Собеседники были недурными полемистами и за словом в карман не лазили. Но тут наступило тягостное молчание.

— Все это, конечно, страшное свинство, — произнес наконец один из них.

— Да, Робсон… Это совсем особый случай… За это нам приходится краснеть перед целым светом, — угрюмо сказал другой.

— Будем надеяться, что все переменится… И чем скорей, тем лучше, — добавил третий.

Повторяю, дух «свирепого Джо» еще бродил по Америке. Говорить такие слова, да еще в присутствии «красных», для репутации сотрудника буржуазной газеты было небезопасно. И все-таки среди тех, кто был в баре, не нашлось человека, который взялся бы защищать или оправдывать меры, принятые против великого певца, или сказал бы о нем худое слово…

И в самом деле, вряд ли найдется в современных Соединенных Штатах человек такой удивительной биографии и такой полной превратностей судьбы, как Поль Робсон.

Правнук одного из героев борьбы за независимость Соединенных Штатов, знаменитого пекаря Сайруса Бастилла, Поль — сын бывшего раба. Отец его — Уильям Дрю Робсон — в юности был рабом на плантациях Юга и бежал оттуда на Север, мечтая стать свободным человеком и получить образование. И он действительно его получил и стал священником в маленькой негритянской церкви. Скромный священник всегда внушал прихожанам, и прежде всего своим сыновьям, что негр во всех отношениях равен белому человеку. Братья Робсоны в ранней юности поклялись друг другу всей жизнью своей доказать, что это так, и добиваться этого.

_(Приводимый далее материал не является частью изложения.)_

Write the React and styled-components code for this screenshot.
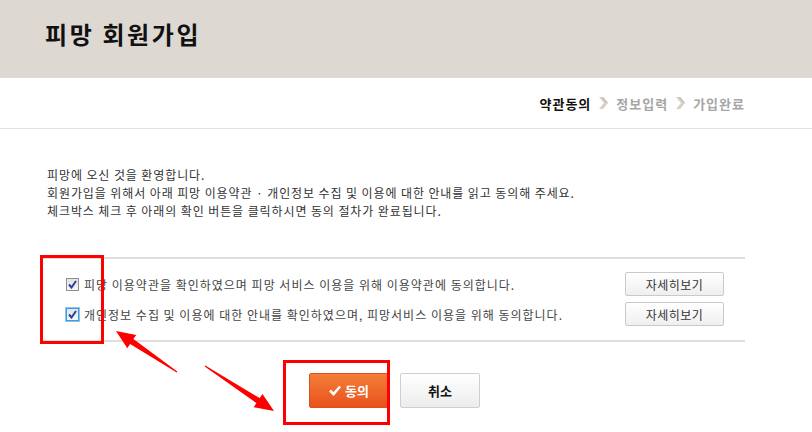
import React from "react";
import styled, { createGlobalStyle } from "styled-components";

const GlobalStyle = createGlobalStyle`
  body {
    margin: 0;
    background: #fff;
    font-family: "Noto Sans CJK KR", "Noto Sans", sans-serif;
    color: #333;
  }
`;

const steps = [
  { label: "약관동의", active: true },
  { label: "정보입력" },
  { label: "가입완료" },
];

const rows = [
  { text: "피망 이용약관을 확인하였으며 피망 서비스 이용을 위해 이용약관에 동의합니다." },
  {
    text: "개인정보 수집 및 이용에 대한 안내를 확인하였으며, 피망서비스 이용을 위해 동의합니다.",
    focused: true,
  },
];

// tapered arrow polygon from tail to tip
const arrowPoints = (tx, ty, hx, hy) => {
  const dx = hx - tx;
  const dy = hy - ty;
  const len = Math.hypot(dx, dy);
  const ux = dx / len;
  const uy = dy / len;
  const nx = -uy;
  const ny = ux;
  const headLen = 19;
  const headW = 8;
  const bx = hx - ux * headLen;
  const by = hy - uy * headLen;
  const p = (x, y) => `${x.toFixed(1)},${y.toFixed(1)}`;
  return [
    p(tx + nx * 0.5, ty + ny * 0.5),
    p(bx + nx * 3, by + ny * 3),
    p(bx + nx * headW, by + ny * headW),
    p(hx, hy),
    p(bx - nx * headW, by - ny * headW),
    p(bx - nx * 3, by - ny * 3),
    p(tx - nx * 0.5, ty - ny * 0.5),
  ].join(" ");
};

const Chevron = () => (
  <svg width="9" height="12" viewBox="0 0 9 12">
    <polygon points="0,0 4,0 9,6 4,12 0,12 5,6" fill="#d6d0c6" />
    <polygon points="4,0 9,6 7.5,6 3,0.5" fill="#c2bbae" />
  </svg>
);

const Check = ({ color = "#2a3f9e" }) => (
  <svg width="9" height="9" viewBox="0 0 9 9">
    <path d="M1 4.5 L3.5 7.5 L8 1" fill="none" stroke={color} strokeWidth="2" />
  </svg>
);

export default function App() {
  return (
    <Page>
      <GlobalStyle />
      <Header>
        <Title>피망 회원가입</Title>
      </Header>
      <StepBar>
        {steps.map((s, i) => (
          <React.Fragment key={s.label}>
            {i > 0 && <Chevron />}
            <Step $active={s.active}>{s.label}</Step>
          </React.Fragment>
        ))}
      </StepBar>
      <Content>
        <Intro>
          <p>피망에 오신 것을 환영합니다.</p>
          <p>회원가입을 위해서 아래 피망 이용약관 · 개인정보 수집 및 이용에 대한 안내를 읽고 동의해 주세요.</p>
          <p>체크박스 체크 후 아래의 확인 버튼을 클릭하시면 동의 절차가 완료됩니다.</p>
        </Intro>
        <AgreeBox>
          {rows.map((r) => (
            <Row key={r.text}>
              <Label>
                <CheckBox $focused={r.focused}>
                  <Check />
                </CheckBox>
                <span>{r.text}</span>
              </Label>
              <DetailButton>자세히보기</DetailButton>
            </Row>
          ))}
        </AgreeBox>
        <Actions>
          <AgreeButton>
            <svg width="12" height="11" viewBox="0 0 12 11">
              <path d="M1 5.5 L4.5 9 L11 1.5" fill="none" stroke="#fff" strokeWidth="2.6" />
            </svg>
            동의
          </AgreeButton>
          <CancelButton>취소</CancelButton>
        </Actions>
      </Content>
      <Marks width="812" height="432" viewBox="0 0 812 432">
        <rect x="41.5" y="256.5" width="61" height="86" fill="none" stroke="#ff0000" strokeWidth="3" />
        <rect x="284.5" y="361.5" width="104" height="62" fill="none" stroke="#ff0000" strokeWidth="3" />
        <polygon points={arrowPoints(177, 372, 116, 331)} fill="#ff0000" />
        <polygon points={arrowPoints(205, 366, 274, 411)} fill="#ff0000" />
      </Marks>
    </Page>
  );
}

const Page = styled.div`
  position: relative;
  width: 812px;
  height: 432px;
  overflow: hidden;
`;

const Header = styled.header`
  height: 78px;
  background: #ddd9d2;
  display: flex;
  align-items: center;
  padding-left: 45px;
  box-sizing: border-box;
`;

const Title = styled.h1`
  margin: 0 0 12px;
  font-size: 24px;
  font-weight: 700;
  color: #111;
  letter-spacing: 2.6px;
`;

const StepBar = styled.nav`
  height: 51px;
  display: flex;
  align-items: center;
  justify-content: flex-end;
  gap: 8px;
  padding: 0 67px 0 0;
  border-bottom: 1px solid #e6e2dc;
  box-sizing: border-box;
`;

const Step = styled.span`
  font-size: 13px;
  font-weight: 700;
  letter-spacing: 1px;
  color: ${(p) => (p.$active ? "#111" : "#a6a6a6")};
`;

const Content = styled.main`
  padding: 0 67px 0 40px;
`;

const Intro = styled.div`
  padding: 37px 0 0 7px;
  font-size: 12px;
  line-height: 18px;
  color: #333;
  letter-spacing: 0.9px;

  p {
    margin: 0;
  }
`;

const AgreeBox = styled.section`
  margin-top: 37px;
  border-top: 2px solid #dedede;
  border-bottom: 2px solid #dedede;
  padding: 13px 21px 14px 26px;
  display: flex;
  flex-direction: column;
  gap: 6px;
`;

const Row = styled.div`
  display: flex;
  align-items: center;
  justify-content: space-between;
  height: 24px;
`;

const Label = styled.label`
  display: flex;
  align-items: center;
  gap: 5px;
  font-size: 12px;
  color: #444;
  letter-spacing: 1px;
`;

const CheckBox = styled.span`
  width: 11px;
  height: 11px;
  display: inline-flex;
  align-items: center;
  justify-content: center;
  border: 1px solid ${(p) => (p.$focused ? "#3a9be0" : "#8e8e8e")};
  box-shadow: ${(p) => (p.$focused ? "0 0 0 1px #8cc4ee" : "none")};
  background: linear-gradient(#e4e4e4, #f6f6f6);
`;

const DetailButton = styled.button`
  width: 99px;
  height: 24px;
  border: 1px solid #c9c9c9;
  border-radius: 2px;
  background: linear-gradient(#ffffff, #efefef);
  font-family: inherit;
  font-size: 12px;
  letter-spacing: 0.5px;
  color: #333;
  padding: 0;
`;

const Actions = styled.div`
  display: flex;
  justify-content: center;
  gap: 11px;
  padding: 31px 0 0 4px;
`;

const ActionButton = styled.button`
  width: 80px;
  height: 35px;
  border-radius: 2px;
  font-family: inherit;
  font-size: 13px;
  font-weight: 700;
  display: flex;
  align-items: center;
  justify-content: center;
  gap: 4px;
  padding: 0;
`;

const AgreeButton = styled(ActionButton)`
  color: #fff;
  border: 1px solid #d8531c;
  background: linear-gradient(#f47e36, #e9521f);
`;

const CancelButton = styled(ActionButton)`
  color: #111;
  border: 1px solid #cfcfcf;
  background: linear-gradient(#ffffff, #ececec);
`;

const Marks = styled.svg`
  position: absolute;
  left: 0;
  top: 0;
  pointer-events: none;
`;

Но история самой семьи Робсонов с трагической неопровержимостью показывает, что эта элементарнейшая истина гуманизма в Соединенных Штатах, увы, является крамольной. Отец певца, преподобный Уильям Робсон, возглашавший эту истину с амвона, в конце концов был лишен прихода и долгое время добывал себе пропитание тем, что работал ломовым извозчиком и был сборщиком золы. Старшего брата, Билла, в семье считали светлой головой. Он отлично учился в школе, но ректор Принстонского университета Вудро Вильсон, который, став потом президентом США, рекламировался как «адвокат демократии во всем мире», отказал Биллу в приеме в университет из-за цвета его кожи. Потом, работая проводником на железной дороге, Билл занимался самообразованием. Второй брат, Рив, уже и не пытался добраться до университета. Он стал возчиком. Это был гигант, отстаивавший свое человеческое достоинство не столько философскими доводами и юридическими аргументами, сколько огромными кулаками, которых побаивались расиствующие молодчики. Третий брат, Бенджамин, пошел по пути отца. В дни нашего с Полем свидания он был священником в негритянской церкви Пресвятой богоматери в Гарлеме.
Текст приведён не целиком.